AK Parti’nin 19 yıllık serencamını doğru yerine oturtmak için ‘devlete bakış’ meselesinin dünü ve bugününün doğru biçimde konumlandırılması hayati bir önem arz ediyor.

Birazdan aktaracağımız verileri de bu gözle okumakta fayda var.

“SİYASETTE MUHAFAZAKÂR DEĞİL DEVRİMCİ BİR PARTİYİZ”

MYK toplantısında Adalet Bakanı Gül’ün sunumunun ardından Cumhurbaşkanı Erdoğan, kurul üyelerine söz verdi, açıklanan paketle ilgili değerlendirmeleri dinledi.
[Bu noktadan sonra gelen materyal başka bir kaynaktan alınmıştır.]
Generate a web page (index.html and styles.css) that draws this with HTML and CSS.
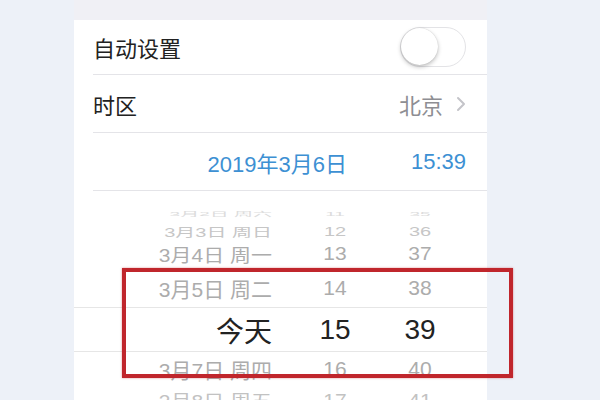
FILE: index.html
```html
<!DOCTYPE html>
<html lang="zh-CN">
<head>
    <meta charset="UTF-8">
    <meta name="viewport" content="width=device-width, initial-scale=1.0">
    <title>日期与时间</title>
    <link rel="stylesheet" href="styles.css">
</head>
<body>
    <div class="screen">
        <div class="group-gap"></div>

        <div class="cell">
            <div class="cell-inner">
                <span class="cell-title">自动设置</span>
                <div class="switch"><div class="knob"></div></div>
            </div>
        </div>

        <div class="cell">
            <div class="cell-inner">
                <span class="cell-title">时区</span>
                <span class="cell-value">北京<span class="chevron">
                    <svg width="10" height="16" viewBox="0 0 10 16"><path d="M2 2 L8 8 L2 14" fill="none" stroke="#c4c4c9" stroke-width="2" stroke-linecap="round" stroke-linejoin="round"/></svg>
                </span></span>
            </div>
        </div>

        <div class="cell">
            <div class="cell-inner date-line">
                <span class="date-text">2019年3月6日</span>
                <span class="time-text">15:39</span>
            </div>
        </div>

        <div class="picker">
            <div class="wheel-row far-3"><span>3月2日 周六</span><span>11</span><span>35</span></div>
            <div class="wheel-row far-2"><span>3月3日 周日</span><span>12</span><span>36</span></div>
            <div class="wheel-row far-1"><span>3月4日 周一</span><span>13</span><span>37</span></div>
            <div class="wheel-row near"><span>3月5日 周二</span><span>14</span><span>38</span></div>
            <div class="wheel-row current"><span>今天</span><span>15</span><span>39</span></div>
            <div class="wheel-row near below"><span>3月7日 周四</span><span>16</span><span>40</span></div>
            <div class="wheel-row far-1 below"><span>3月8日 周五</span><span>17</span><span>41</span></div>
        </div>
    </div>

    <div class="mark"></div>
</body>
</html>
```

FILE: styles.css
```css
body {
    margin: 0;
    height: 400px;
    background-color: #edf1f8;
    font-family: "Liberation Sans", "Noto Sans CJK SC", sans-serif;
    color: #222;
    overflow: hidden;
}

.screen {
    margin-left: 74px;
    width: 413px;
    height: 400px;
    background-color: #fff;
    overflow: hidden;
}

.group-gap {
    height: 20px;
    background-color: #f0f0f5;
}

.cell {
    padding-left: 19px;
}

.cell-inner {
    display: flex;
    align-items: center;
    justify-content: space-between;
    height: 54px;
    padding-right: 21px;
    border-bottom: 1px solid #e4e4e8;
}

.cell + .cell .cell-inner {
    height: 57px;
}

.cell-title {
    font-size: 22px;
}

.cell-value {
    display: flex;
    align-items: center;
    gap: 13px;
    font-size: 22px;
    color: #8e8e93;
}

.chevron {
    display: flex;
}

.switch {
    width: 64px;
    height: 38px;
    border-radius: 20px;
    border: 1px solid #e3e3e6;
    background-color: #fff;
    position: relative;
}

.knob {
    position: absolute;
    left: 0;
    top: 0;
    width: 37px;
    height: 37px;
    border-radius: 50%;
    background-color: #fff;
    box-shadow: 0 2px 4px rgba(0, 0, 0, 0.25), 0 0 1px rgba(0, 0, 0, 0.2);
}

.date-line {
    justify-content: flex-end;
    gap: 64px;
    color: #3d90d3;
    font-size: 22px;
}

/* wheel picker */
.picker {
    padding-top: 14px;
}

.wheel-row {
    display: grid;
    grid-template-columns: 198px 126px 44px;
    align-items: center;
    color: #acacac;
    font-size: 21px;
    white-space: nowrap;
}

.wheel-row span:first-child {
    text-align: right;
}

.wheel-row span {
    text-align: center;
}

.far-3 {
    height: 14px;
    color: #dcdcdc;
    transform: scaleY(0.3);
    font-size: 19px;
}

.far-2 {
    height: 20px;
    color: #c6c6c6;
    transform: scaleY(0.6);
    font-size: 20px;
}

.far-1 {
    height: 30px;
    transform: scaleY(0.85);
}

.near {
    height: 38px;
}

.near.below {
    height: 34px;
}

.far-1.below {
    height: 26px;
    color: #c2c2c2;
}

.current {
    height: 43px;
    border-top: 1px solid #e6e6e6;
    border-bottom: 1px solid #e6e6e6;
    color: #222;
    font-size: 28px;
}

/* red highlight drawn over the screenshot */
.mark {
    position: absolute;
    left: 122px;
    top: 268px;
    width: 383px;
    height: 102px;
    border: 4px solid #c0262c;
    box-shadow: 0 0 2px rgba(192, 38, 44, 0.5);
}
```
Söz alıp konuşanlar ‘reform gündemine’ atıfla, şu türden görüşleri dillendirdi:

-Devlet, eskiden bir grubun mülkü gibiydi. Oligarşik bir yapının amaçlarına hizmet ediyordu.

-AK Parti olarak bizim muhafazakârlığımız kültürel, dini anlamda bir muhafazakârlık. Siyasette ise muhafazakâr değil, devrimci bir partiyiz.

-Devleti kuran CHP, günümüzde devleti yıkmaya çalışan herkesle işbirliği yapan bir parti haline geldi.

-AK Parti’nin ne kadar devletçi olduğu tartışmaları yapıldı. Hâlbuki artık devletçilik, halkçılık, milletçilik arasında çok bir fark kalmadı. Halk, 15 Temmuz’da kendi devletine sahip çıkmış oldu.

İşin dikkat çekici olan kısmı, bu sözler MYK üyeleri tarafından dillendirilirken, Erdoğan’ın bu denilenleri onaylaması oldu.

AK Parti’ye dönük, “Devlete itiraz ederken devletçi oldular”, “Tek parti dönemine döndüler” suçlamaları, yeni bir şey değil.

Erdoğan’ın halktan aldığı oylara yaslanarak güçlenmesini, vesayet düzeninin değişmesini en olmayacak yerden okumaya kalktığınız zaman işin varacağı yer burasıdır.

Statükodaki değişimi görmeden ‘statükocu’ suçlamasında bulunmak, statükoculuğun en âlâsı değil midir?

STATÜKO DEĞİŞTİ, STATÜKOCULAR DEĞİŞMEDİ

“Yıllar boyu statükoya karşı geldikten sonra, gidip statükonun kendisi oldular” suçlamalarını da benzer bir yerden baktığınız takdirde, doğru yerine oturtabilirsiniz.

Yakın zamana kadar vesayet düzeninin baş aktörü olan kurumalar, (örneğin TSK) kendi görev sahalarına yönelip, elde ettikleri başarılarla milletin gözbebeği haline gelmişse, bu anlamdaki ‘devletçiliği’ eski anlamıyla anlamlandıramazsınız.

Yukarıdaki alıntılara da yansıdığı gibi, reformist çizgiye uygun düşen adımlar, AK Parti içinde heyecanla karşılanıyor.

AK Parti gibi merkezde yer alan partiler için ‘pozitif gündem’ her zaman önemli bir avantaj sayılır.

Siyasette, hele hele mevcut sistemde, oy verenlerin sayısı kadar oy verebilirim diyenlerin sayısı da büyük önem taşıyor.

Yani oy alabilme potansiyeli, kapasitesi.

AK Parti, aşırılıklardan uzak, ifrat ve tefrit arasındaki orta çizgide hareket edip, makul siyaset ve reform gündemiyle ilerlediği sürece, ‘oy potansiyelini’ genişletme imkânı bakımından partiler arasında birinci sırada yer alıyor.

18 yılda 15 seçim zaferinin bir başka gerekçesi de bu.